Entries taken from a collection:
━━━━━━━━━━━━━━━━━━━━

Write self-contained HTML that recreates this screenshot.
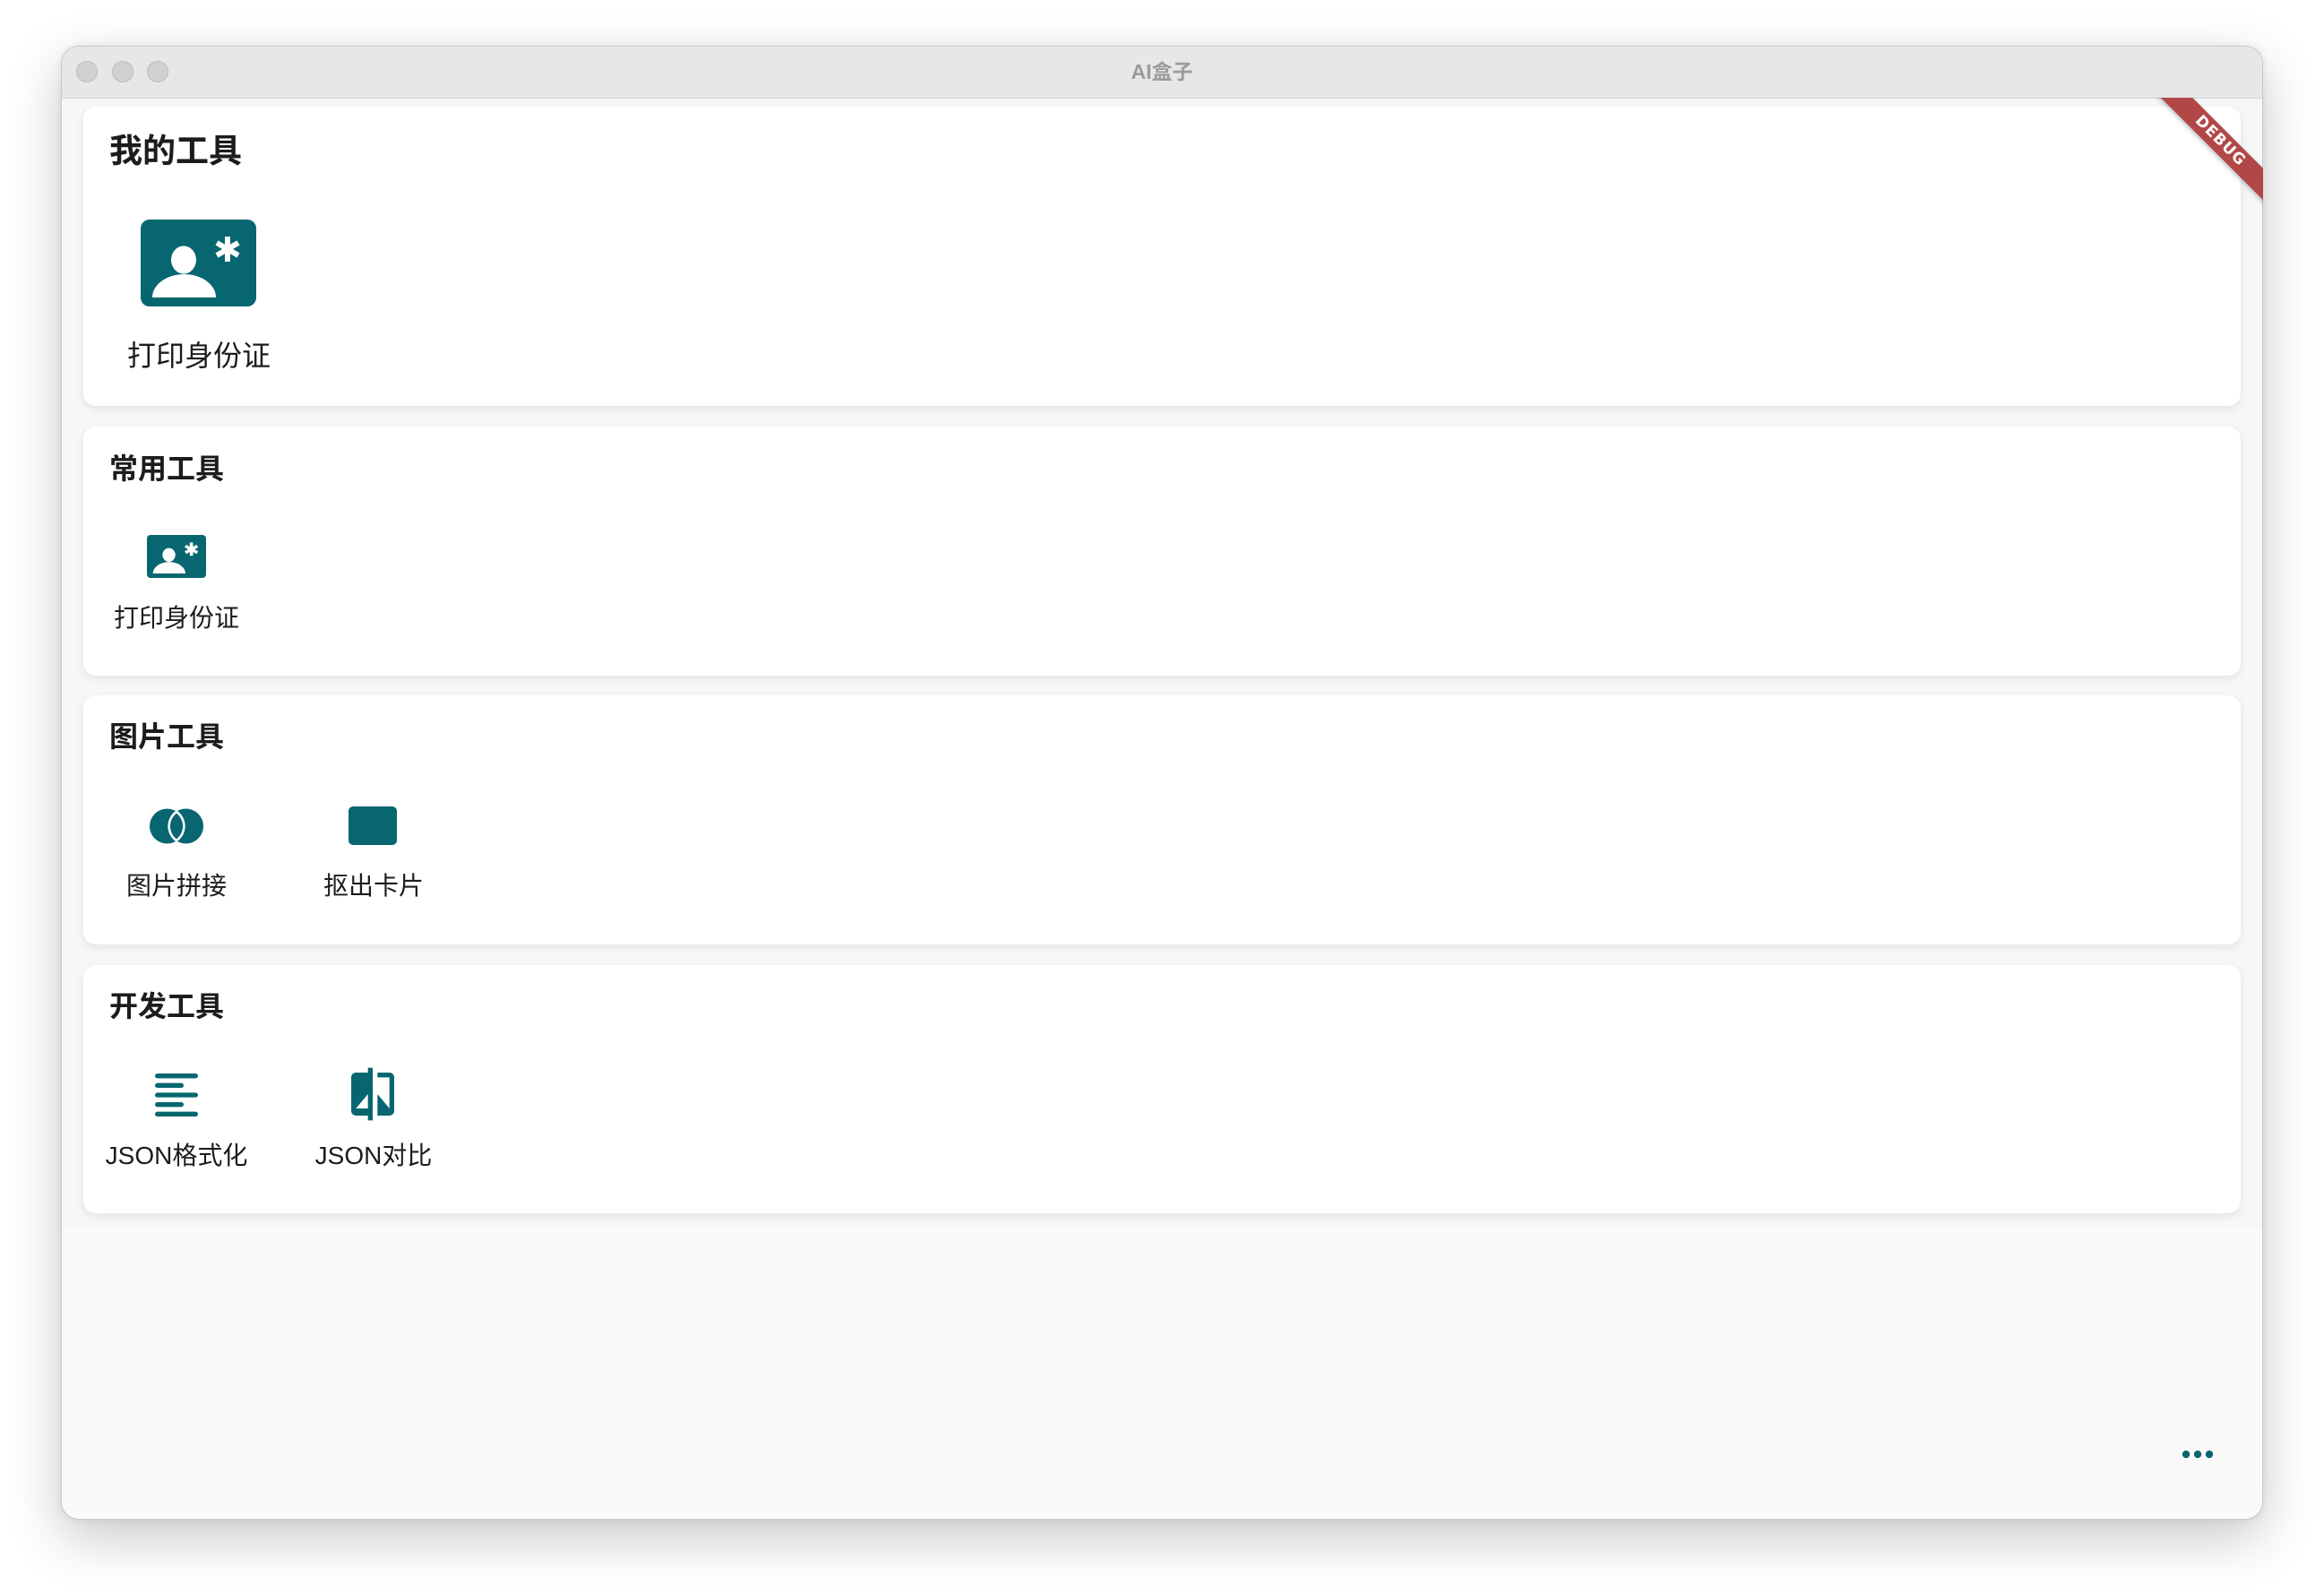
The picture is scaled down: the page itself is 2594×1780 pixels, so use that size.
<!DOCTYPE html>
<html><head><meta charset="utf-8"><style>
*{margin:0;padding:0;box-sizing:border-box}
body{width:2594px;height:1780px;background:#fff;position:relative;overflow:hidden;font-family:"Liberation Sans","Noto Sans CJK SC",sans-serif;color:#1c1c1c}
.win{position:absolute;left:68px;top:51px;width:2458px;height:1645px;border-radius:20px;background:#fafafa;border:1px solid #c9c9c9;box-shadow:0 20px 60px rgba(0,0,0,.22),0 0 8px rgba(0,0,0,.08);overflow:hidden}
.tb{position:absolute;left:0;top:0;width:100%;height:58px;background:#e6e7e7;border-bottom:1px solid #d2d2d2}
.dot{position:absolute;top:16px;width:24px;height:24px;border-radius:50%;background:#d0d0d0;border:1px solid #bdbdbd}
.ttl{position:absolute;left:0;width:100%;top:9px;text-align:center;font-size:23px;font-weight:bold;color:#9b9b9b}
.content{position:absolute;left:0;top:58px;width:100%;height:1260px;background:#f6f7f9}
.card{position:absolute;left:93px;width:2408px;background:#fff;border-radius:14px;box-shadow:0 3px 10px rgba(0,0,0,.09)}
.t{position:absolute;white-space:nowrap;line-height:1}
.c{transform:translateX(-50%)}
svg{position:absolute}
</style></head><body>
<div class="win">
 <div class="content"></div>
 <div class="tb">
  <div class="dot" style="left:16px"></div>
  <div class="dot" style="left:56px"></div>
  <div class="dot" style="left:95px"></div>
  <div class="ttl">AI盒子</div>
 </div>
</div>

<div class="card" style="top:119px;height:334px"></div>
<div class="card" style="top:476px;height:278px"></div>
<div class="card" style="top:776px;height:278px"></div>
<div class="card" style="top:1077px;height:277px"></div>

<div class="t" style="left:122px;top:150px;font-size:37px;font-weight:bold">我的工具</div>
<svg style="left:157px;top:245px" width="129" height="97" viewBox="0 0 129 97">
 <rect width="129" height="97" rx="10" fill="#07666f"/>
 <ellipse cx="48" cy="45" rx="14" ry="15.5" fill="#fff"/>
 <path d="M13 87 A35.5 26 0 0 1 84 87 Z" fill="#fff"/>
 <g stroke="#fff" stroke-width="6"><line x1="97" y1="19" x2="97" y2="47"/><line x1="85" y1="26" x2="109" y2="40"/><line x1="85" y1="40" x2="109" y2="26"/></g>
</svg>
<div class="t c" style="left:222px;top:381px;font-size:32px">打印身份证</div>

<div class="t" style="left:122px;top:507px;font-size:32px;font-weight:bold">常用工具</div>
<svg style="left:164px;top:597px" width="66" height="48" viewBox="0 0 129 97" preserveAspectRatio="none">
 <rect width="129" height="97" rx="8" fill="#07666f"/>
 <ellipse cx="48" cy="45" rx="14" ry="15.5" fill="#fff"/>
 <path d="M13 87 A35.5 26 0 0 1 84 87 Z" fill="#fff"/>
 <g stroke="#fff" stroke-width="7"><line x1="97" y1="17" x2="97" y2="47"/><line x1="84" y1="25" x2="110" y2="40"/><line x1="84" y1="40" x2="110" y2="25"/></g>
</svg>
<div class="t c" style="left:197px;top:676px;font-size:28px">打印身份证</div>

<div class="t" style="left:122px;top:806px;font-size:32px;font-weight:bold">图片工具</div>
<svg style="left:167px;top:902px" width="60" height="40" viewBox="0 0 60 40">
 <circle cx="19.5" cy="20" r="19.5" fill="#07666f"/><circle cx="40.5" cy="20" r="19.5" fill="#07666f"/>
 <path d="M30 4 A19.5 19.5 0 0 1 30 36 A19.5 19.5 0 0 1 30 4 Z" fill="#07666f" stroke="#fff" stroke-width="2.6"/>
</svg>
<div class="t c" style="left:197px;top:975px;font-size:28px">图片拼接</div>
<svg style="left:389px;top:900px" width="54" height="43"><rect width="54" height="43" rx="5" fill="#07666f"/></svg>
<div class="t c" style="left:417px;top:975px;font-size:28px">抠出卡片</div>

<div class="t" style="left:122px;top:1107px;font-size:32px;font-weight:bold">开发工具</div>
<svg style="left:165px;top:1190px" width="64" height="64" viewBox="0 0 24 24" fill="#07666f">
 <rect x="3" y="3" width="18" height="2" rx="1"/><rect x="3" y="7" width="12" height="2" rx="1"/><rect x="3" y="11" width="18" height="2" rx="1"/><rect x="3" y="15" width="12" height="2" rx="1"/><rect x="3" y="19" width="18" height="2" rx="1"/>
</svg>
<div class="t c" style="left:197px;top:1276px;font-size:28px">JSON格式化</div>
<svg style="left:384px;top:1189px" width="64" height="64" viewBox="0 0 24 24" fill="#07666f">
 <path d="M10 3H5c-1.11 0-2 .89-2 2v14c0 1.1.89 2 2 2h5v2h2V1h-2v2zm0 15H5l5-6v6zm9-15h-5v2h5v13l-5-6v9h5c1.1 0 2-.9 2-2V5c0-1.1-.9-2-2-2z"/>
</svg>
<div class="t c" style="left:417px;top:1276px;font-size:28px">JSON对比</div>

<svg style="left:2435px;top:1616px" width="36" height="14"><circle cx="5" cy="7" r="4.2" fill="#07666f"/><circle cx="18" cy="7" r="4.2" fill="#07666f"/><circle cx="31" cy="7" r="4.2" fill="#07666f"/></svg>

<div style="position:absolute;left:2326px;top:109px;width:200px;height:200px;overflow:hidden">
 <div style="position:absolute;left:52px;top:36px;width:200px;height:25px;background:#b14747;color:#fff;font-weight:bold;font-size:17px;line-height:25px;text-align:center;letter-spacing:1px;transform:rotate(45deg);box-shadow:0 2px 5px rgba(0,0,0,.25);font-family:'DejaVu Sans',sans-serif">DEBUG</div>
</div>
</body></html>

━━━━━━━━━━━━━━━━━━━━

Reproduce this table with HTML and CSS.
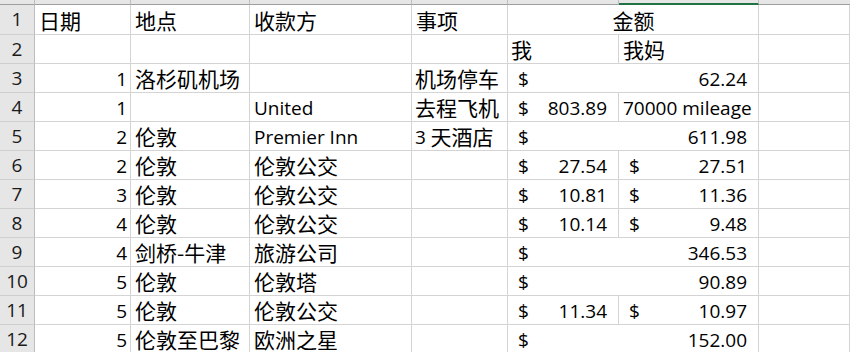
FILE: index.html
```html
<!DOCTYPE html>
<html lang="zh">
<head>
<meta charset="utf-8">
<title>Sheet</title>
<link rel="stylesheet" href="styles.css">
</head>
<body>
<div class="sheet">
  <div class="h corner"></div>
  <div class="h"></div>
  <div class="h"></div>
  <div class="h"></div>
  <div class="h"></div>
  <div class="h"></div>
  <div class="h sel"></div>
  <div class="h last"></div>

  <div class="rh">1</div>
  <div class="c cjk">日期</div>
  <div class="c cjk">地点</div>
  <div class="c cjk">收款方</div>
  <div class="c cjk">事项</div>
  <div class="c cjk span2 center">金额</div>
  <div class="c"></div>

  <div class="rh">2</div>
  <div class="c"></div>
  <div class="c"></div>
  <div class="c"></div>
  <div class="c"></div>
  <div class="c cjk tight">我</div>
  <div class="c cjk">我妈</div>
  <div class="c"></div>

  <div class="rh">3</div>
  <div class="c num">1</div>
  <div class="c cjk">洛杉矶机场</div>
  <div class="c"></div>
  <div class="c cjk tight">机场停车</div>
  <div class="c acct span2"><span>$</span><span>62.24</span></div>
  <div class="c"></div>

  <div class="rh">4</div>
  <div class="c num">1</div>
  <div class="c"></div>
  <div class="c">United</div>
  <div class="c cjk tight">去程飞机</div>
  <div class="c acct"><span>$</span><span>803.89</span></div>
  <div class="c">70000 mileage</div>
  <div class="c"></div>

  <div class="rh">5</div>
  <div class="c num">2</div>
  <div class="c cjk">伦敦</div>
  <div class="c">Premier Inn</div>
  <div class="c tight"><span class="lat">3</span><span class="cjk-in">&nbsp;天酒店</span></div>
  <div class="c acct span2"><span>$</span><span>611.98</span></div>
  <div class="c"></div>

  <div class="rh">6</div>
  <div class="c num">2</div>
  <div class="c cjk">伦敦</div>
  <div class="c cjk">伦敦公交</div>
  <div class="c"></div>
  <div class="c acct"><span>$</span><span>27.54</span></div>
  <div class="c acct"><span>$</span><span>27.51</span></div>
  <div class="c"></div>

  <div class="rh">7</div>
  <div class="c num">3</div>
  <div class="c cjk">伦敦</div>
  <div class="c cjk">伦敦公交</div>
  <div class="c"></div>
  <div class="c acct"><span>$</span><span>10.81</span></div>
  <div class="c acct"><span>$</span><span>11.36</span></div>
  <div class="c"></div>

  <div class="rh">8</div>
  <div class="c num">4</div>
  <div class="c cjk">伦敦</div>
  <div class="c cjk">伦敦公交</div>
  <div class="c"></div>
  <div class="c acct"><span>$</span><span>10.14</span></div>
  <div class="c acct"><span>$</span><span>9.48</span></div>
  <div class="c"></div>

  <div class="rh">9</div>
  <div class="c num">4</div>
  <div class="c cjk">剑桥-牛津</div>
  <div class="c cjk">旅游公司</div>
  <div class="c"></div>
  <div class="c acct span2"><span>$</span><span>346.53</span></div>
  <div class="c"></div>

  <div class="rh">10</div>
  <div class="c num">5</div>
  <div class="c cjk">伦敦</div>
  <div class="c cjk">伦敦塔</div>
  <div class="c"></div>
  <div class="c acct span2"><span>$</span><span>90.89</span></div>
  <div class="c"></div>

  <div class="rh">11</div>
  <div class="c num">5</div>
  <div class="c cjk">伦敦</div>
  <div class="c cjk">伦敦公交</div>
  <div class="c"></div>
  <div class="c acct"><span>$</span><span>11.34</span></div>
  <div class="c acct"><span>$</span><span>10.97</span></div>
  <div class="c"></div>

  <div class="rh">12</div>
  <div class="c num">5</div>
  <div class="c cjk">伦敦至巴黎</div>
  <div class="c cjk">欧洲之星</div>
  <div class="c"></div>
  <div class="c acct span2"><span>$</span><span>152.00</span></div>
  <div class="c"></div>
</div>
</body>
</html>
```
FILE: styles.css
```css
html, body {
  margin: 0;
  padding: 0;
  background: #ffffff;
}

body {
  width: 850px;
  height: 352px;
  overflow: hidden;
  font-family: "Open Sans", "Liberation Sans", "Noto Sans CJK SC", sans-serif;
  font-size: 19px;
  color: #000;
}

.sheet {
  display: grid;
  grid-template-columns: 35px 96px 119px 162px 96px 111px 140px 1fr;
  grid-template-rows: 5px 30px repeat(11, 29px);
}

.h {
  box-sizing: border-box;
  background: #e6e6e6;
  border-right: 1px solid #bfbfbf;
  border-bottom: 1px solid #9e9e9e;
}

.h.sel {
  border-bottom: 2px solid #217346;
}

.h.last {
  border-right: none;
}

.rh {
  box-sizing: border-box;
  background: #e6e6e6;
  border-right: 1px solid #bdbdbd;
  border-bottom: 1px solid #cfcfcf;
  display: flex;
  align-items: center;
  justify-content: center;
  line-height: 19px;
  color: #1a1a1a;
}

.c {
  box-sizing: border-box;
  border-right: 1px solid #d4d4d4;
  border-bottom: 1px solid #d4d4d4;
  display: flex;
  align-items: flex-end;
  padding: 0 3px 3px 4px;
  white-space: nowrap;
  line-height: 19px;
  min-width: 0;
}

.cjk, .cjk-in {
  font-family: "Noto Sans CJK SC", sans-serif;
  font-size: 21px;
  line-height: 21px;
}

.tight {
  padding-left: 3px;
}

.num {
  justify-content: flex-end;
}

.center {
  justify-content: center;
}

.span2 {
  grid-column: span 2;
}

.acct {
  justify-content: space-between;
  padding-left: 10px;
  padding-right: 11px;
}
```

━━━━━━━━━━━━━━━━━━━━

▶ WHAT THE TASK REQUIRES
For each line of the entries that includes "this", show that line.

▶ RESPONSE
Write self-contained HTML that recreates this screenshot.
Reproduce this table with HTML and CSS.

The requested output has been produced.